Federal death row inmate Lisa Montgomery’s execution will take place on Jan. 12, a panel of three judges at the District of Columbia Circuit Court of Appeals ruled in a decision Friday evening. A lower court judge had vacated that execution date on Dec. 24 after Montgomery’s lawyers said they tested positive for coronavirus on their way to visit her in prison, CNN reported.

U.S. District Court Judge Randolph Moss unlawfully vacated Montgomery’s execution date, the appellate judges ruled, according to The Associated Press. Moss had even ruled that the Bureau of Prisons had to wait until Friday before rescheduling the execution, which the appeals court also disagreed with. (RELATED: ‘I Did Not Commit This Crime’: US Executes Man Who Beat, Sexually Abused 2-Year-Old Daughter)

“The federal government must be required to follow the law in setting any execution date, as the district court correctly held,” Meaghan VerGow, Montgomery’s attorney, said in a statement following the ruling Friday, CNN reported.

“The government should stop its relentless efforts to end her life,” VerGrow continued.

VerGow added that Montgomery’s legal team would formally ask the court to reconsider their reinstatement of the execution, according to CNN.

In 2004, Montgomery murdered Bobbie Jo Stinnett, a 23-year-old pregnant woman, by strangling her with a rope, according to The AP. Using a kitchen knife, she then cut the baby from Stinnett’s womb and tried to pass the child off as her own.
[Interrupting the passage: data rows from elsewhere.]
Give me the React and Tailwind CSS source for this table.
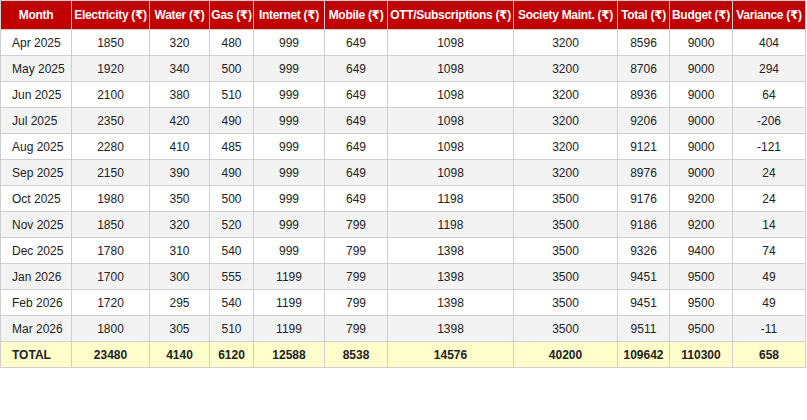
import React from "react";

const headers = ["Month","Electricity (₹)","Water (₹)","Gas (₹)","Internet (₹)","Mobile (₹)","OTT/Subscriptions (₹)","Society Maint. (₹)","Total (₹)","Budget (₹)","Variance (₹)"];
const widths = [71,78,60,44,71,63,126,104,52,63,73];
const rows = [
  ["Apr 2025",1850,320,480,999,649,1098,3200,8596,9000,404],
  ["May 2025",1920,340,500,999,649,1098,3200,8706,9000,294],
  ["Jun 2025",2100,380,510,999,649,1098,3200,8936,9000,64],
  ["Jul 2025",2350,420,490,999,649,1098,3200,9206,9000,-206],
  ["Aug 2025",2280,410,485,999,649,1098,3200,9121,9000,-121],
  ["Sep 2025",2150,390,490,999,649,1098,3200,8976,9000,24],
  ["Oct 2025",1980,350,500,999,649,1198,3500,9176,9200,24],
  ["Nov 2025",1850,320,520,999,799,1198,3500,9186,9200,14],
  ["Dec 2025",1780,310,540,999,799,1398,3500,9326,9400,74],
  ["Jan 2026",1700,300,555,1199,799,1398,3500,9451,9500,49],
  ["Feb 2026",1720,295,540,1199,799,1398,3500,9451,9500,49],
  ["Mar 2026",1800,305,510,1199,799,1398,3500,9511,9500,-11],
];
const total = ["TOTAL",23480,4140,6120,12588,8538,14576,40200,109642,110300,658];

export default function App() {
  return (
    <div className="bg-white w-[807px] h-[420px]" style={{fontFamily: '"Liberation Sans", "DejaVu Sans", sans-serif'}}>
      <table className="table-fixed border-collapse w-[806px] text-[12px] text-[#222]">
        <colgroup>
          {widths.map((w, i) => <col key={i} style={{ width: w }} />)}
        </colgroup>
        <thead>
          <tr className="h-[29px] bg-[#c00000] text-white">
            {headers.map((h) => (
              <th key={h} className="border border-[#cfcfcf] font-bold text-center whitespace-nowrap p-0 tracking-[-0.3px] overflow-visible">{h}</th>
            ))}
          </tr>
        </thead>
        <tbody>
          {rows.map((r, i) => (
            <tr key={i} className={`h-[26px] ${i % 2 === 1 ? "bg-[#f3f3f3]" : "bg-white"}`}>
              {r.map((c, j) => (
                <td key={j} className={`border border-[#cfcfcf] whitespace-nowrap p-0 ${j === 0 ? "text-left pl-[11px]" : "text-center"}`}>{c}</td>
              ))}
            </tr>
          ))}
          <tr className="h-[26px] bg-[#ffffcc] font-bold">
            {total.map((c, j) => (
              <td key={j} className={`border border-[#cfcfcf] whitespace-nowrap p-0 ${j === 0 ? "text-left pl-[11px]" : "text-center"}`}>{c}</td>
            ))}
          </tr>
        </tbody>
      </table>
    </div>
  );
}
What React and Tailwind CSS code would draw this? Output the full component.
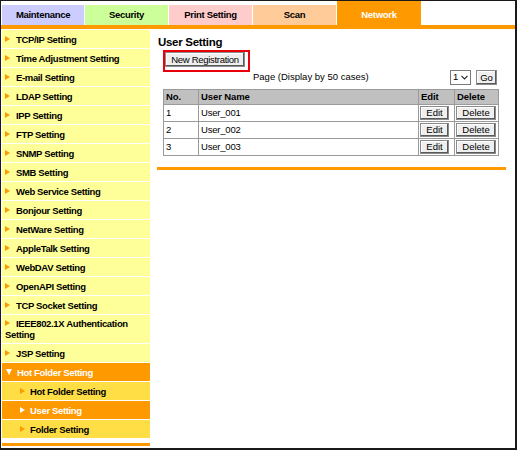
import React from "react";

const tabs = [
  { label: "Maintenance", w: "w-[82px]", bg: "bg-[#ccccff]" },
  { label: "Security", w: "w-[83px]", bg: "bg-[#ccff99]" },
  { label: "Print Setting", w: "w-[83px]", bg: "bg-[#ffcccc]" },
  { label: "Scan", w: "w-[83px]", bg: "bg-[#ffcc99]" },
];

const menu = [
  { label: "TCP/IP Setting" },
  { label: "Time Adjustment Setting" },
  { label: "E-mail Setting" },
  { label: "LDAP Setting" },
  { label: "IPP Setting" },
  { label: "FTP Setting" },
  { label: "SNMP Setting" },
  { label: "SMB Setting" },
  { label: "Web Service Setting" },
  { label: "Bonjour Setting" },
  { label: "NetWare Setting" },
  { label: "AppleTalk Setting" },
  { label: "WebDAV Setting" },
  { label: "OpenAPI Setting" },
  { label: "TCP Socket Setting" },
  { label: "IEEE802.1X Authentication Setting", tall: true },
  { label: "JSP Setting" },
  { label: "Hot Folder Setting", kind: "open" },
  { label: "Hot Folder Setting", kind: "sub" },
  { label: "User Setting", kind: "active" },
  { label: "Folder Setting", kind: "sub" },
];

const users = [
  { no: 1, name: "User_001" },
  { no: 2, name: "User_002" },
  { no: 3, name: "User_003" },
];

function Arrow({ white }) {
  return (
    <span
      className={
        "inline-block w-0 h-0 align-middle mb-[2px] border-y-[3px] border-y-transparent border-l-[5px] " +
        (white ? "border-l-white" : "border-l-[#ff9900]")
      }
    />
  );
}

function MenuItem({ item }) {
  if (item.kind === "open") {
    return (
      <div className="bg-[#ff9900] text-white pl-[4px] py-[3.5px] leading-[11px] border-b border-white">
        <span className="inline-block w-0 h-0 align-middle mb-[2px] border-x-[3px] border-x-transparent border-t-[6px] border-t-white mr-[5px]" />
        {item.label}
      </div>
    );
  }
  if (item.kind === "sub" || item.kind === "active") {
    const active = item.kind === "active";
    return (
      <div
        className={
          "pl-[18px] py-[3.5px] leading-[11px] border-b border-white " +
          (active ? "bg-[#ff9900] text-white" : "bg-[#ffdd44] text-black")
        }
      >
        <Arrow white={active} />
        <span className="ml-[5px]">{item.label}</span>
      </div>
    );
  }
  return (
    <div
      className={
        "bg-[#ffff99] text-black pl-[3px] leading-[11px] border-b border-white " +
        (item.tall ? "py-[3px]" : "py-[3.5px]")
      }
    >
      <Arrow />
      <span className="ml-[6px]">{item.label}</span>
    </div>
  );
}

function SmallButton({ children, className }) {
  return (
    <button
      className={
        "h-[14px] border border-[#8a8a8a] bg-[#efefef] shadow-[inset_-1px_-1px_0_#5a5a5a,inset_1px_1px_0_#ffffff] text-[9.5px] leading-[12px] text-black " +
        (className || "")
      }
    >
      {children}
    </button>
  );
}

export default function App() {
  return (
    <div className="w-[517px] h-[450px] bg-white border-t border-l border-r-2 border-b-2 border-[#1a1a1a] overflow-hidden font-['Liberation_Sans',Arial,sans-serif]">
      {/* tab row */}
      <div className="flex items-end gap-px h-[24px] pl-px">
        {tabs.map((t) => (
          <div
            key={t.label}
            className={`${t.w} ${t.bg} h-[20px] flex items-center justify-center text-[9.5px] font-bold tracking-[-0.3px] text-black`}
          >
            {t.label}
          </div>
        ))}
        <div className="w-[84px] h-[24px] bg-[#ff9900] flex items-center justify-center pt-[4px] text-[9.5px] font-bold tracking-[-0.3px] text-white">
          Network
        </div>
      </div>
      <div className="h-[4px] bg-[#ff9900]" />

      <div className="flex mt-px">
        {/* side menu */}
        <div className="w-[148px] ml-px text-[9.5px] font-bold tracking-[-0.35px]">
          {menu.map((m, i) => (
            <MenuItem key={i} item={m} />
          ))}
          <div className="mt-[4px] h-[3px] bg-[#ff9900]" />
        </div>

        {/* main */}
        <div className="flex-1 pt-[4px] text-black">
          <h3 className="ml-[8px] text-[11.5px] leading-[16px] font-bold tracking-[-0.3px]">
            User Setting
          </h3>
          <div className="ml-[13px] flex w-fit border-2 border-[#e8000b] pr-[3px] pb-[3px]">
            <SmallButton className="w-[80px] h-[15px] tracking-[-0.3px]">
              New Registration
            </SmallButton>
          </div>

          <div className="ml-[13px] -mt-[2px] w-[334px] h-[15px] flex items-center">
            <span className="ml-[90px] text-[9.5px]">Page (Display by 50 cases)</span>
            <div className="flex-1" />
            <div className="w-[21px] h-[15px] border border-[#7a7a7a] bg-white flex items-center justify-between px-[2px] text-[9.5px]">
              <span>1</span>
              <svg width="7" height="5" viewBox="0 0 7 5">
                <path d="M0.5 0.8 L3.5 4 L6.5 0.8" fill="none" stroke="#222" strokeWidth="1.1" />
              </svg>
            </div>
            <SmallButton className="ml-[5px] w-[21px] h-[15px]">Go</SmallButton>
          </div>

          <table className="ml-[13px] mt-[4px] w-[335px] table-fixed border-collapse text-[9.5px]">
            <colgroup>
              <col className="w-[35px]" />
              <col className="w-[220px]" />
              <col className="w-[36px]" />
              <col className="w-[44px]" />
            </colgroup>
            <thead>
              <tr className="h-[15px] bg-[#c0c0c0]">
                <th className="border border-[#9a9a9a] text-left pl-[2px] font-bold tracking-[-0.1px]">No.</th>
                <th className="border border-[#9a9a9a] text-left pl-[2px] font-bold tracking-[-0.1px]">User Name</th>
                <th className="border border-[#9a9a9a] text-left pl-[2px] font-bold tracking-[-0.1px]">Edit</th>
                <th className="border border-[#9a9a9a] text-left pl-[2px] font-bold tracking-[-0.1px]">Delete</th>
              </tr>
            </thead>
            <tbody>
              {users.map((u) => (
                <tr key={u.no} className="h-[17px] bg-white">
                  <td className="border border-[#9a9a9a] pl-[2px]">{u.no}</td>
                  <td className="border border-[#9a9a9a] pl-[2px] tracking-[-0.2px]">{u.name}</td>
                  <td className="border border-[#9a9a9a] pl-px">
                    <SmallButton className="w-[29px] block">Edit</SmallButton>
                  </td>
                  <td className="border border-[#9a9a9a] pl-px">
                    <SmallButton className="w-[40px] block">Delete</SmallButton>
                  </td>
                </tr>
              ))}
            </tbody>
          </table>

          <div className="ml-[7px] mt-[11px] w-[349px] h-[3px] bg-[#ff9900]" />
        </div>
      </div>
    </div>
  );
}
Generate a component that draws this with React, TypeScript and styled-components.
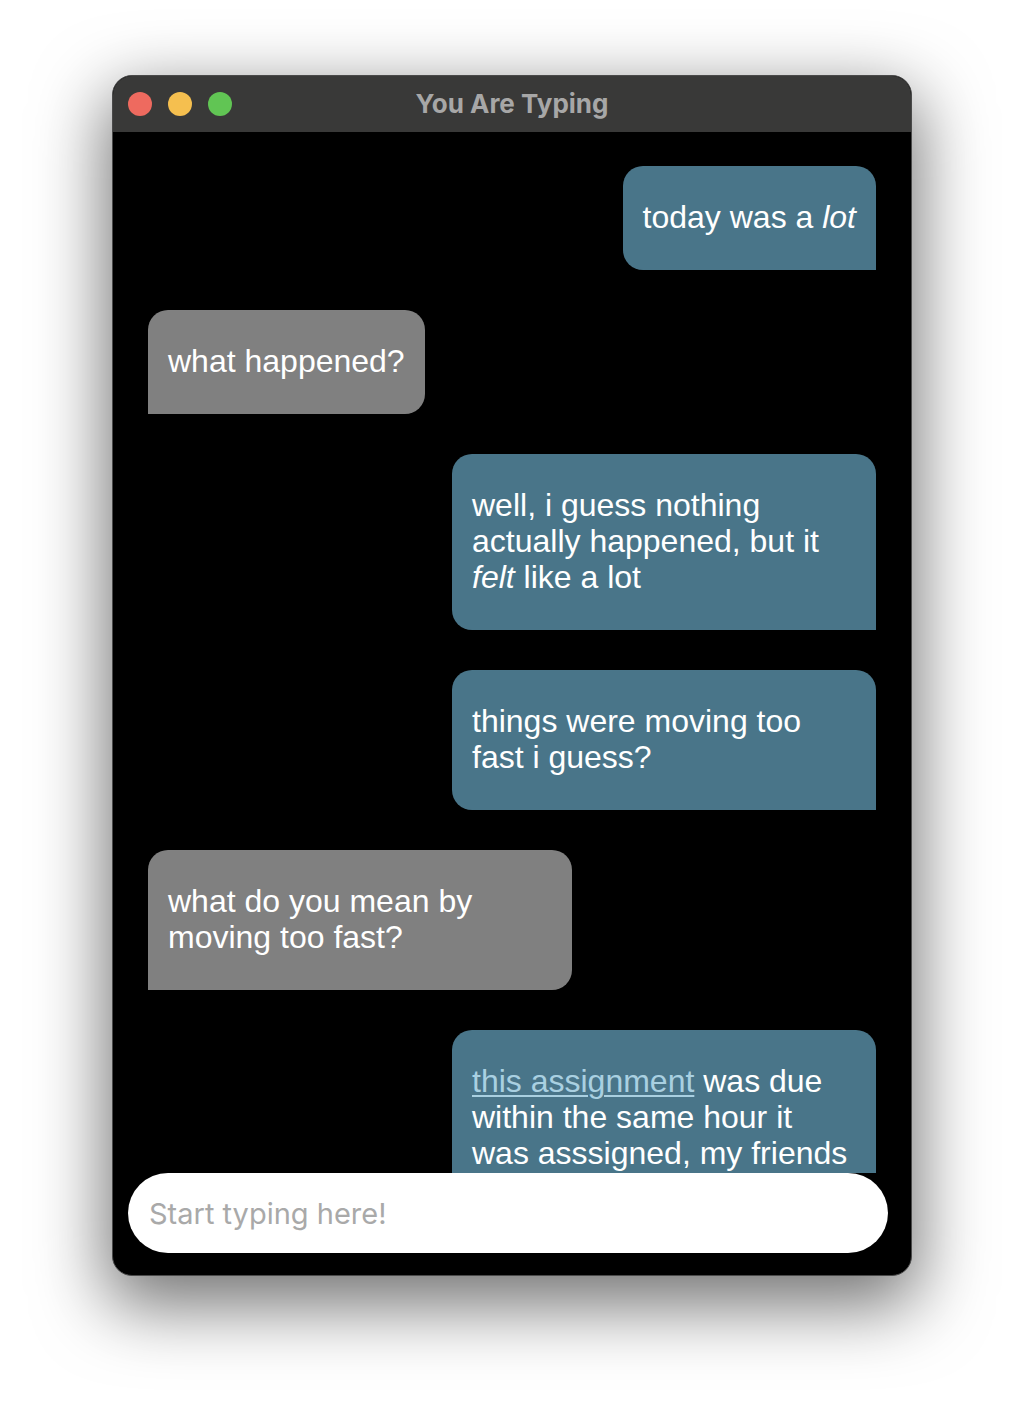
import React from 'react';
import styled, { createGlobalStyle } from 'styled-components';

const GlobalStyle = createGlobalStyle`
	html, body {
		margin: 0;
		padding: 0;
		background: #ffffff;
	}
`;

const Page = styled.div`
	padding: 75px 0 0 112px;
	height: 1424px;
	box-sizing: border-box;
`;

const Window = styled.div`
	width: 800px;
	height: 1201px;
	box-sizing: border-box;
	display: flex;
	flex-direction: column;
	background: #000;
	border: 1px solid #4a4a4a;
	border-radius: 20px;
	overflow: hidden;
	box-shadow: 0 24px 70px 6px rgba(0, 0, 0, 0.55);
`;

const TitleBar = styled.header`
	position: relative;
	height: 56px;
	flex-shrink: 0;
	display: flex;
	align-items: center;
	justify-content: center;
	background: #393938;
`;

const Lights = styled.div`
	position: absolute;
	left: 15px;
	top: 16px;
	display: flex;
	gap: 16px;
`;

const Light = styled.span<{ $color: string }>`
	width: 24px;
	height: 24px;
	border-radius: 50%;
	background: ${(p) => p.$color};
`;

const Title = styled.h1`
	margin: 0 0 2px;
	font-family: Inter, 'Open Sans', sans-serif;
	font-weight: 700;
	font-size: 26px;
	color: #a7a7a7;
`;

const Messages = styled.main`
	flex: 1;
	min-height: 0;
	overflow: hidden;
	display: flex;
	flex-direction: column;
	gap: 40px;
	padding: 34px 35px 0;
`;

const Bubble = styled.div<{ $mine?: boolean }>`
	flex-shrink: 0;
	max-width: 424px;
	box-sizing: border-box;
	padding: 33px 20px 35px;
	align-self: ${(p) => (p.$mine ? 'flex-end' : 'flex-start')};
	background: ${(p) => (p.$mine ? '#497589' : '#808080')};
	border-radius: ${(p) => (p.$mine ? '20px 20px 0 20px' : '20px 20px 20px 0')};
	color: #fff;
	font-family: 'Liberation Sans', Arial, sans-serif;
	font-size: 32px;
	line-height: 36px;
`;

const Link = styled.a`
	color: #a9d0e1;
	text-decoration: underline;
	text-underline-offset: 3px;
	text-decoration-thickness: 2px;
`;

const Composer = styled.footer`
	flex-shrink: 0;
	padding: 0 23px 22px 15px;
`;

const Input = styled.input`
	width: 100%;
	height: 80px;
	box-sizing: border-box;
	border: none;
	outline: none;
	border-radius: 40px;
	padding: 0 21px;
	background: #fff;
	font-family: Inter, 'Open Sans', sans-serif;
	font-size: 29px;
	color: #222;

	&::placeholder {
		color: #a9a9a9;
	}
`;

export default function App() {
	return (
		<>
			<GlobalStyle />
			<Page>
				<Window>
					<TitleBar>
						<Lights>
							<Light $color="#ee6a5f" />
							<Light $color="#f5bf4f" />
							<Light $color="#61c554" />
						</Lights>
						<Title>You Are Typing</Title>
					</TitleBar>

					<Messages>
						<Bubble $mine>
							today was a <i>lot</i>
						</Bubble>
						<Bubble>what happened?</Bubble>
						<Bubble $mine>
							well, i guess nothing actually happened, but it <i>felt</i> like a lot
						</Bubble>
						<Bubble $mine>things were moving too fast i guess?</Bubble>
						<Bubble>what do you mean by moving too fast?</Bubble>
						<Bubble $mine>
							<Link href="#">this assignment</Link> was due within the same hour it
							was asssigned, my friends and i were up all night
						</Bubble>
					</Messages>

					<Composer>
						<Input placeholder="Start typing here!" />
					</Composer>
				</Window>
			</Page>
		</>
	);
}
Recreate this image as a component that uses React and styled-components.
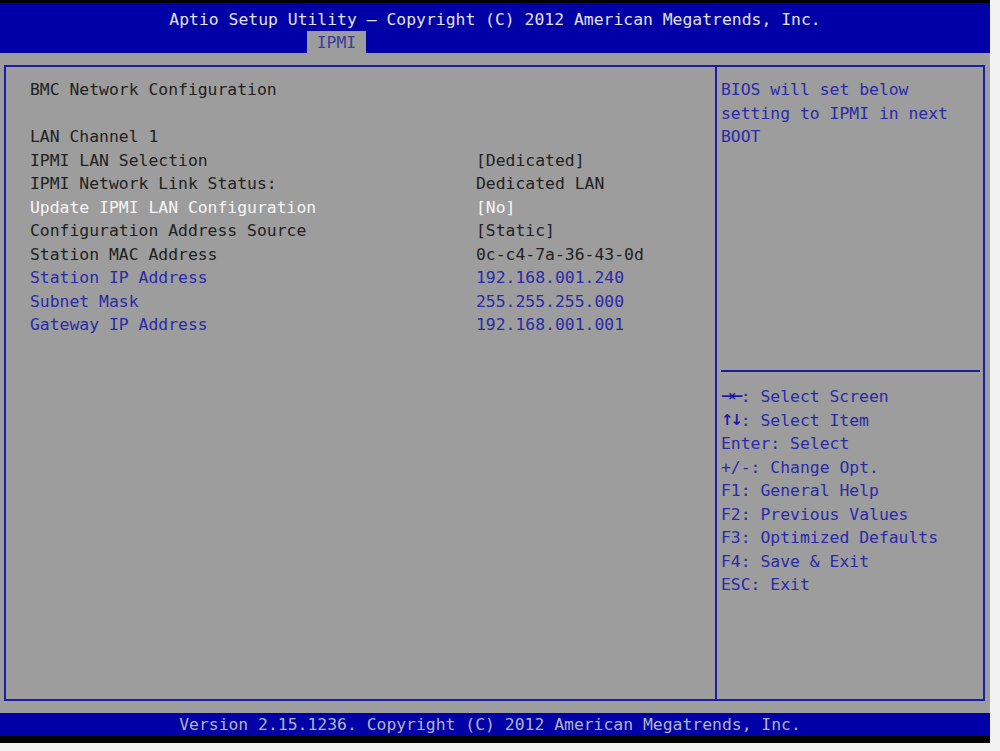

Her lawyers had argued that she has suffered from mental illness, according to The AP. They also argued that past trauma in Montgomery’s life contributed to Stinnett’s murder. (RELATED: Death Row Inmate Scheduled To Be Executed Days Before Inauguration Infected With Coronavirus)

“Given everything we know about Lisa Montgomery’s mental illness, her lifetime of horrific torture and trauma, and the many people in positions of authority who could have intervened to save her but never did, there can be no principled reason to carry out her execution,” VerGrow said, CNN reported.

A Dec. 18 New York Times editorial argued that Montgomery shouldn’t be executed due to her history of sexual assault, physical abuse and mental illness.

If executed, Montgomery would be the first female federal inmate to receive the death penalty in almost 70 years, according to BBC.